Both the most controverial and the most celebrated film of the year, Paul Thomas Anderson’s The Master has been referred to reverentially as a cinematic masterpiece, “mesmerizing in word and deed” (Kenneth Turan, LA Times), and “one of the great movies of the year — an ambitious, challenging, and creatively hot-blooded but cool toned project that picks seriously at knotty ideas about American personality, success, rootlessness, master-disciple dynamics, and father-son mutually assured destruction.” (Lisa Schwarzbaum, Entertainment Weekly). A certain Oscar contender, with Best Actor Oscar nods for Joachim Phoenix and Philip Seymour Hoffman (who may drop down to Best Supporting Actor) a certainty, and a likely Best Supporting Actress nod for the wonderful Amy Adams a strong probability, this “brilliant, exasperating, challenging and unmissable” film (Michael Phillips, Chicago Tribune) demands the attention of any serious cinephile. Currently booked into Leonard Schein’s Fifth Avenue Cinemas, as well as Cineplex-Odeon’s Scotiabank downtown.

Argo. “A superbly crafted and darkly funny real-life political thriller, with pitch-perfect performances (Claudia Puig, USA Today), “a skilfully made grownup entertainment, combining an incredible true story with crafty thriller conventions (Tim Grierson, Screen Daily), who also writes …

Based on the 1979 takeover of the US embassy in Iran by militants, which forced six staff members to seek refuge in the Canadian embassy.
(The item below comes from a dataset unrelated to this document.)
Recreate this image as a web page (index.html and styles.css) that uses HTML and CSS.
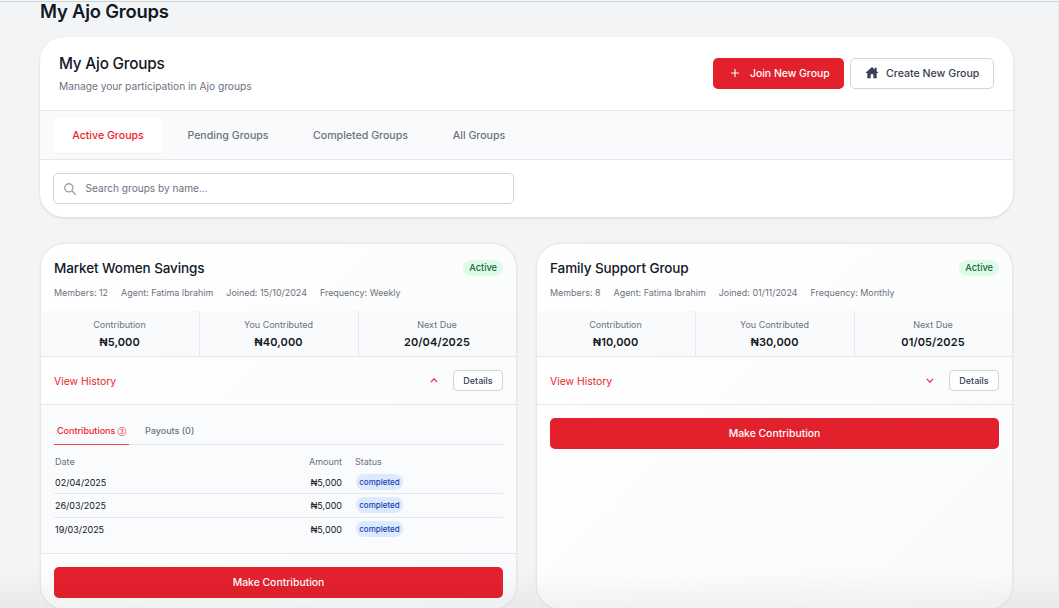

With the Iranian Revolution raging and the American staffers in danger, CIA operative Tony Mendez (Ben Affleck) hatched a desperate plan: Work with a Hollywood producer (Alan Arkin) and Oscar-winning makeup artist (John Goodman) to concoct a fake sci-fi movie and convince the Iranian authorities that the Americans are actually part of a Canadian film crew in Iran to scout locations. As preposterous as that plan sounds, Argo documents real events.

Runner-up for the Audience Award at this year’s Toronto International Film Festival, with a Canadian-based, previously unknown to much of the world, story, superbly acted, well-conceived, placing Affleck in the first rank of American directors (he’s been called “the new Clint Eastwood”), apart from all the Oscar foofaraw surrounding the film, Argo is a damn good entertainment. Screening at Scotiabank Theatre downtown, and at cinemas across Metro Vancouver. Clearly, Argo is very much a must-see film.

star.jpg star.jpg star.jpg

While we’re on the subject of must-see films, there are two more cinematic works of art that are playing in Vancouver that are likely to garner Oscar recognition, and given the reviews and the reception for the films must be considered films worthy of your time, both superbly constructed films screening at Cineplex Odeon’s International Village Cinemas, in Yaletown.

A smash-hit at Sundance when it débuted in Park City, Utah earlier in the year, critics are of one mind about Arbitrage, whether it be Roger Ebert

Arbitrage represents a radical revision of traditional values. It is an attack on a new American mentality that values wealth above morality. Many of us may regard Robert Miller (Richard Gere) as an example of financial executives who knowingly sell worthless investments to people who trust them and then bet against them themselves. This was one of the Wall Street crimes that brought about the 2008 collapse. Charges were never filed against those thieves. They’re still at work. Arbitrage is not only a great thriller, but a convincing demonstration about how the very rich can, quite literally, get away with murder.

Or any one of a dozen other reputable critics, all of whom agree that Arbitrage gives the audience a vital emotional workout (Owen Gleiberman, EW), offers an insanely gripping tale of high finance and low ethics (Bilge Ebiri, Vulture), and that début feature writer/director Nicholas Jarecki has created a refreshingly candid film, a combination of intelligent, grown-up writing, and an entertaining, audience-pleasing film of the first order.

One of the best-reviewed, most critically-acclaimed films of the year, with breakout performances from Logan Lerman, Emma Watson and Ezra Miller — all of whom you’ll being hearing about and watching on screen for years to come — you should take in a screening of Stephen Chbosky’s self-
adapted (from his 1999 best-selling novel) début feature, The Perks of Being a Wallflower, a film celebrated as “honest and unsentimental, with a revelatory finale (Steve Persall, Tampa Bay Times), and “tough-minded, an ecstatic expression of the beautiful solidarity of youth.” (Owen Gleiberman, EW, who gives the film a full, and extremely rare rating for EW, Grade: A).